Мне не хватало слов, когда я пытался описать переживания, которые были наиболее возвышенной и вдохновляющей частью моего бытия. Во всех этих случаях я начинал ощущать в себе присутствие некоего наблюдателя, или, если выразиться точнее, — моей собственной светоносной сущности, которая (отвергая все представления о границах тела) свободно плыла по волнам яркого моря сознания, каждая их которых вмещала в себя безграничную вселенную значений и смыслов, включающую и все настоящее, и все прошлое, и все будущее, порождающую все науки, философии и искусства, бывшие когда-либо на земле, так же как и те, которым еще предстоит появиться в будущем. Все это было сконцентрировано в точке, существующей одновременно здесь и везде, сейчас и всегда, — бесформенном, неизмеримом океане мудрости, из которого знание капля за каплей попадает в человеческий мозг.
Каждый раз, когда я попадал в эту сверхчувственную реальность, меня настолько переполняло чувство таинственности и изумления, что все остальное в этом мире, все события человеческой истории, все мечты и желания, все события моей жизни и даже сам факт моего существования, жизни и смерти казались тривиальным перед неописуемым великолепием, непостижимой таинственностью и величием океана жизни, в котором мне иногда удавалось достичь берега.
ГЛАВА СЕМНАДЦАТАЯ
Ежедневное погружение в океан сознания, к которому я неожиданно получил доступ, возбуждающе подействовало на мой ум. Я был изумлен богатством открывшегося во мне мира. Беспокойство и сомнения, вызванные моим состоянием, исчезли без следа, уступая место чувству невыразимой благодарности божественной силе, которая, невзирая на мое невежество и постоянное сопротивление, на мои ошибки и промахи, все же создала во мне новый канал восприятия, благодаря которому потрясающая реальность открылась для моего внутреннего взора.
Несмотря на все мои усилия, известия об этих странных психических проявлениях просочились наружу. Мое странное поведение и состояние глубокой поглощенности не остались незамеченными хозяином дома, друзьями и сотрудниками. Даже если бы я пытался, мне не удалось бы овделаться от этого состояния, так как я находился под глубоким впечатлением событий, превосходящих всякое воображение. Я никак не мог скрыть от своих знакомых происшедшую со мной метаморфозу, поколебавшую мое душевное равновесие. Хозяин дома, и без того обеспокоенный моими прогулками в состоянии глубокой задумчивости, которой не удавалось скрыть от постороннего взгляда, совсем разволновался, обнаружив, что по ночам в моей комнате горит свет, а я что-то увлеченно пишу. Зная о моей склонности к мистицизму, он осторожно высказал опасение, что моя постоянная поглощенность и ночное творчество могут оказаться прелюдией к отказу от мира и началу монашеской жизни.

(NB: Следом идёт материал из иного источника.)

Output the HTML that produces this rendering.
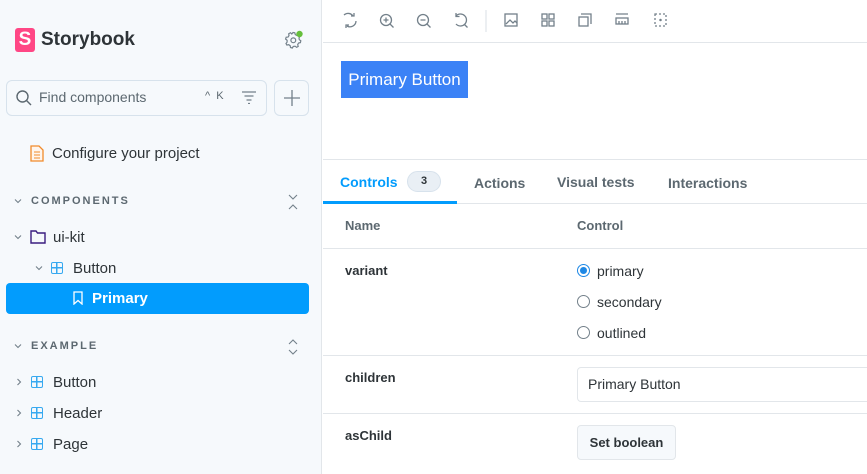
<!DOCTYPE html>
<html><head><style>
*{box-sizing:border-box;margin:0;padding:0}
body{width:867px;height:474px;overflow:hidden;font-family:"Liberation Sans",sans-serif;background:#fff;position:relative;color:#2e3438}
.a{position:absolute}
#side{left:0;top:0;width:322px;height:474px;background:#f6f9fc;border-right:1px solid #e2e6ea}
.t{font-size:14px;color:#2e3438}
.sec{font-size:11px;font-weight:bold;letter-spacing:2px;color:#5c6870}
.grid{width:12px;height:12px;border:1.5px solid #37a9f0;border-radius:2px;background:linear-gradient(#37a9f0,#37a9f0) center/1.5px 100% no-repeat,linear-gradient(#37a9f0,#37a9f0) center/100% 1.5px no-repeat}
.hl{background:#e2e6ea;height:1px}
.lbl{font-size:13px;font-weight:bold;color:#2e3438}
.radio{width:13px;height:13px;border:1px solid #73808a;border-radius:50%}
</style></head><body>
<svg width="0" height="0" style="position:absolute"><defs>
<symbol id="cd" viewBox="0 0 10 10"><path d="M2 3.5l3 3 3-3" fill="none" stroke="#73808a" stroke-width="1.1"/></symbol>
<symbol id="cr" viewBox="0 0 10 10"><path d="M3.5 2l3 3-3 3" fill="none" stroke="#73808a" stroke-width="1.1"/></symbol>
</defs></svg>
<div id="side" class="a">
  <div class="a" style="left:15px;top:28px;width:20px;height:24px;background:#ff4785;border-radius:3px;color:#fff;font-weight:bold;font-size:19px;text-align:center;line-height:24px">S</div>
  <div class="a" style="left:41px;top:29px;font-size:19px;font-weight:bold;color:#2e3438">Storybook</div>
  <svg class="a" style="left:284px;top:30px" width="20" height="20" viewBox="0 0 20 20"><path d="M9 2.5l1.8.3.5 1.8 1.6.9 1.8-.6 1.2 1.4-.9 1.6.3 1.8 1.5 1.1-.4 1.8-1.8.4-.9 1.6.5 1.8-1.6.9-1.5-1.1-1.8.2-1 1.6-1.8-.5-.3-1.8-1.5-1-1.8.4-.9-1.6 1.1-1.4v-1.8L1.6 9l.6-1.8 1.8-.1 1-1.5-.3-1.8L6.5 2.7l1.3 1.3z" fill="none" stroke="#73808a" stroke-width="1.2"/><circle cx="9.3" cy="10.3" r="2.4" fill="none" stroke="#73808a" stroke-width="1.2"/><circle cx="15.5" cy="4" r="3.2" fill="#66bf3c"/></svg>
  <div class="a" style="left:6px;top:80px;width:261px;height:36px;border:1px solid #d7e2ec;border-radius:6px;background:#f6f9fc"></div>
  <svg class="a" style="left:15px;top:89px" width="18" height="18" viewBox="0 0 18 18"><circle cx="7.5" cy="7.5" r="5.5" fill="none" stroke="#5c6870" stroke-width="1.4"/><path d="M11.5 11.5L16 16" stroke="#5c6870" stroke-width="1.4"/></svg>
  <div class="a t" style="left:39px;top:89px;color:#5c6870">Find components</div>
  <div class="a" style="left:205px;top:90px;font-size:11px;color:#5c6870">^&nbsp;&nbsp;K</div>
  <svg class="a" style="left:241px;top:90px" width="16" height="14"><path d="M1 2h14M3.5 6h9M5.5 10h5M7 13.5h2" stroke="#73808a" stroke-width="1.2"/></svg>
  <div class="a" style="left:274px;top:80px;width:35px;height:36px;border:1px solid #d7e2ec;border-radius:6px"></div>
  <svg class="a" style="left:282px;top:88px" width="20" height="20"><path d="M10 2v16M2 10h16" stroke="#73808a" stroke-width="1.3"/></svg>
  <svg class="a" style="left:30px;top:145px" width="14" height="17"><path d="M1 1h8l4 4v11H1z" fill="#fff5ec" stroke="#f18b2b" stroke-width="1.3"/><path d="M4 7h6M4 10h6M4 13h6" stroke="#f18b2b" stroke-width="1.1"/></svg>
  <div class="a t" style="left:52px;top:145px;font-size:15px">Configure your project</div>
  <svg class="a" style="left:13px;top:196px" width="10" height="10"><use href="#cd"/></svg>
  <div class="a sec" style="left:31px;top:195px">COMPONENTS</div>
  <svg class="a" style="left:287px;top:193px" width="12" height="18"><path d="M2 2l4 4 4-4M2 16l4-4 4 4" fill="none" stroke="#73808a" stroke-width="1.1"/></svg>
  <svg class="a" style="left:13px;top:232px" width="10" height="10"><use href="#cd"/></svg>
  <svg class="a" style="left:30px;top:230px" width="16" height="14"><path d="M1 1h5l1.5 2H15v10H1z" fill="none" stroke="#3a1d80" stroke-width="1.4"/></svg>
  <div class="a t" style="left:53px;top:229px;font-size:15px">ui-kit</div>
  <svg class="a" style="left:34px;top:263px" width="10" height="10"><use href="#cd"/></svg>
  <div class="a grid" style="left:51px;top:262px"></div>
  <div class="a t" style="left:73px;top:260px;font-size:15px">Button</div>
  <div class="a" style="left:6px;top:283px;width:303px;height:31px;background:#029cfd;border-radius:4px"></div>
  <svg class="a" style="left:73px;top:291px" width="10" height="14"><path d="M1 1h8v12L5 9.5 1 13z" fill="none" stroke="#fff" stroke-width="1.3"/></svg>
  <div class="a" style="left:92px;top:290px;font-size:15px;font-weight:bold;color:#fff">Primary</div>
  <svg class="a" style="left:13px;top:341px" width="10" height="10"><use href="#cd"/></svg>
  <div class="a sec" style="left:31px;top:340px">EXAMPLE</div>
  <svg class="a" style="left:287px;top:338px" width="12" height="18"><path d="M2 6l4-4 4 4M2 12l4 4 4-4" fill="none" stroke="#73808a" stroke-width="1.1"/></svg>
  <svg class="a" style="left:14px;top:377px" width="10" height="10"><use href="#cr"/></svg>
  <div class="a grid" style="left:31px;top:376px"></div>
  <div class="a t" style="left:53px;top:374px;font-size:15px">Button</div>
  <svg class="a" style="left:14px;top:408px" width="10" height="10"><use href="#cr"/></svg>
  <div class="a grid" style="left:31px;top:407px"></div>
  <div class="a t" style="left:53px;top:405px;font-size:15px">Header</div>
  <svg class="a" style="left:14px;top:439px" width="10" height="10"><use href="#cr"/></svg>
  <div class="a grid" style="left:31px;top:438px"></div>
  <div class="a t" style="left:53px;top:436px;font-size:15px">Page</div>
</div>
<svg class="a" style="left:323px;top:0" width="544" height="42">
 <g fill="none" stroke="#73808a" stroke-width="1.3">
  <path d="M21 15a6 6 0 0 1 9 1M33 21a6 6 0 0 1-9 5M31 13v3h-3M23 28v-3h3"/>
  <circle cx="63" cy="20" r="5.5"/><path d="M67 24l3.5 3.5M60.5 20h5M63 17.5v5"/>
  <circle cx="100" cy="20" r="5.5"/><path d="M104 24l3.5 3.5M97.5 20h5"/>
  <path d="M133 16a6 6 0 1 1 0 8M133 13v3.5h3.5M141 24l3.5 3.5"/>
  <path d="M163 10v22" stroke="#e2e6ea"/>
  <rect x="182" y="14" width="12" height="12"/><path d="M183 24l4-4 3 3 2-2 2 2"/>
  <rect x="219" y="14" width="5" height="5"/><rect x="226" y="14" width="5" height="5"/><rect x="219" y="21" width="5" height="5"/><rect x="226" y="21" width="5" height="5"/>
  <rect x="256" y="17" width="9" height="9"/><path d="M258 14h10v10"/>
  <rect x="293" y="18" width="12" height="6"/><path d="M293 14h12M296 21v3M299 21v3M302 21v3"/>
  <rect x="332" y="14" width="11" height="12" stroke-dasharray="2 2"/><circle cx="337.5" cy="20" r=".6"/>
 </g></svg>
<div class="a hl" style="left:323px;top:42px;width:544px"></div>
<div class="a" style="left:341px;top:61px;width:127px;height:37px;background:#3b82f6;color:#fff;font-size:17px;line-height:37px;text-align:center">Primary Button</div>
<div class="a hl" style="left:323px;top:159px;width:544px"></div>
<div class="a" style="left:340px;top:174px;font-size:14px;font-weight:bold;color:#029cfd">Controls</div>
<div class="a" style="left:407px;top:171px;width:34px;height:21px;border-radius:11px;background:#e9eff5;border:1px solid #d7e2ec;font-size:11px;font-weight:bold;text-align:center;line-height:19px;color:#2e3438">3</div>
<div class="a" style="left:474px;top:175px;font-size:14px;font-weight:bold;color:#5c6870">Actions</div>
<div class="a" style="left:557px;top:174px;font-size:14px;font-weight:bold;color:#5c6870">Visual tests</div>
<div class="a" style="left:668px;top:175px;font-size:14px;font-weight:bold;color:#5c6870">Interactions</div>
<div class="a hl" style="left:323px;top:203px;width:544px"></div>
<div class="a" style="left:323px;top:201px;width:134px;height:3px;background:#029cfd"></div>
<div class="a lbl" style="left:345px;top:218px;color:#5c6870">Name</div>
<div class="a lbl" style="left:577px;top:218px;color:#5c6870">Control</div>
<div class="a hl" style="left:323px;top:248px;width:544px"></div>
<div class="a lbl" style="left:345px;top:263px">variant</div>
<div class="a radio" style="left:577px;top:264px;border:1.5px solid #1e88e5;background:radial-gradient(#1e88e5 3.2px,#fff 3.8px)"></div>
<div class="a t" style="left:597px;top:263px">primary</div>
<div class="a radio" style="left:577px;top:295px"></div>
<div class="a t" style="left:597px;top:294px">secondary</div>
<div class="a radio" style="left:577px;top:326px"></div>
<div class="a t" style="left:597px;top:325px">outlined</div>
<div class="a hl" style="left:323px;top:355px;width:544px"></div>
<div class="a lbl" style="left:345px;top:370px">children</div>
<div class="a" style="left:577px;top:367px;width:300px;height:35px;border:1px solid #e2e6ea;border-radius:4px"></div>
<div class="a t" style="left:588px;top:376px;font-size:14px">Primary Button</div>
<div class="a hl" style="left:323px;top:413px;width:544px"></div>
<div class="a lbl" style="left:345px;top:428px">asChild</div>
<div class="a" style="left:577px;top:425px;width:99px;height:35px;border:1px solid #e2e6ea;border-radius:4px;background:#f6f9fc;font-size:13px;font-weight:bold;text-align:center;line-height:33px">Set boolean</div>
</body></html>
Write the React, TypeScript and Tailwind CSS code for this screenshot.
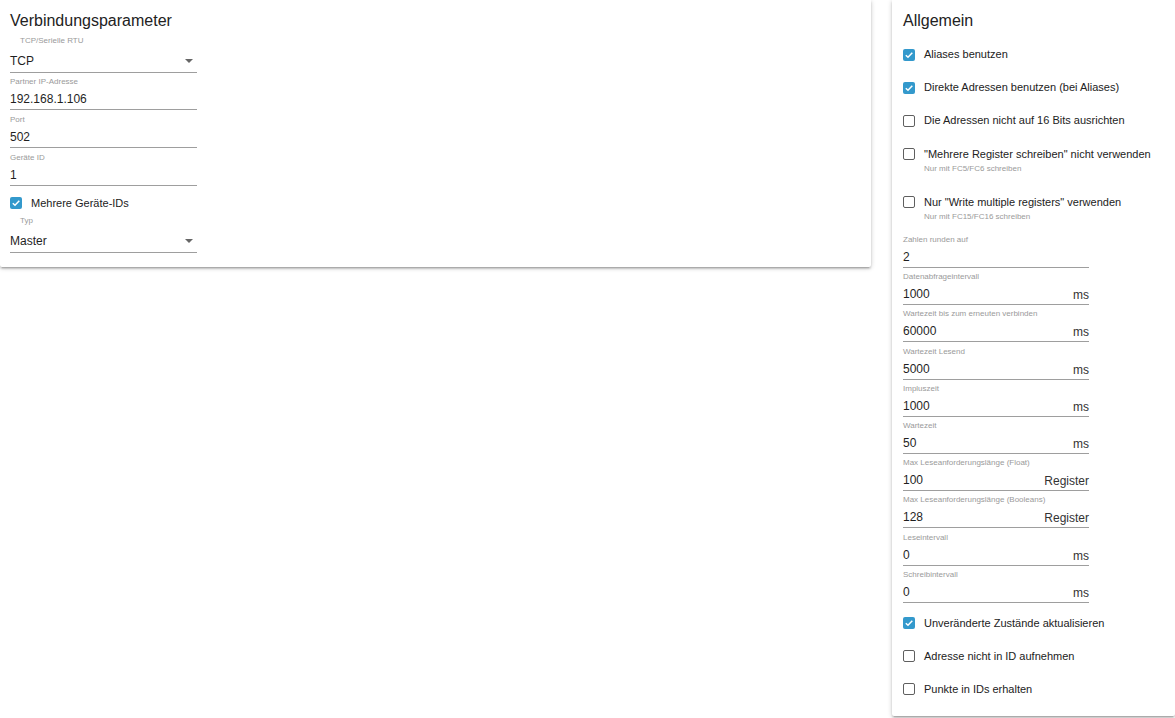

На протяжении нескольких недель я был не в состоянии сопротивляться очарованию этого нового переживания и не мог выйти из состояния созерцательности. Я непрерывно находился в его власти, не считая нескольких часов неглубокого ночного сна, что не давало мне возможности сосредоточиться на чем-либо ином. Я, словно ребенок во сне, механически принимал пищу, а когда ко мне обращались с вопросами и мне приходилось отвечать, я делал это, как человек, полностью поглощенный спектаклем, разыгрывающимся перед его взором, и ограничивался лаконичными фразами, тут же забывая их. Я продолжал посещать офис лишь в силу привычки, не испытывая никакого желания делать это. Все мое существо восставало, когда я был вынужден спускаться с трансцендентальных высот сознания к папкам, пылящимся на моем столе. Через несколько дней бесцельного просиживания в душной атмосфере рабочего кабинета, я принял решение взять отпуск на длительный срок, а затем и уволиться с работы. Осознавая, что потеря работы значительно снизит мой доход, я все же не мог противиться столь долго подавляемому желанию бросить унылую службу.
Тем временем по городу поползли слухи, и к моему дому стали стекаться толпы людей, прослышавших о происшедшей со мной метаморфозе. Большинство приходили лишь для того, чтобы удовлетворить любопытство, увидеть собственными глазами то, о чем слышали, подобно тому, как приходят посмотреть на урода в кунсткамере или увидеть представление фокусника. Мало кто обнаруживал хоть малейший интерес к природе этих неожиданных проявлений. Приток людей увеличивался изо дня на день, и вскоре у меня не оставалось ни минуты свободного времени. Понимая, что отказаться от разговоров будет невежливо и может быть превратно истолковано, как проявление гордыни, я решил проявить терпение и уделял внимание каждому собеседнику, правда ценой внутреннего покоя, столь важного для меня в первые дни метаморфозы. Обычно мой ум пребывал в экзальтированном состоянии, и мне приходилось общаться с людьми, не выходя из этого состояния, или погружаться в более глубокую задумчивость под любопытными взглядами присутствующих с тем, чтобы вновь очнуться при прибытии новой группы посетителей. Я механически приветствовал вновь прибывших, часто не сознавая, что говорю, и не замечая их ухода.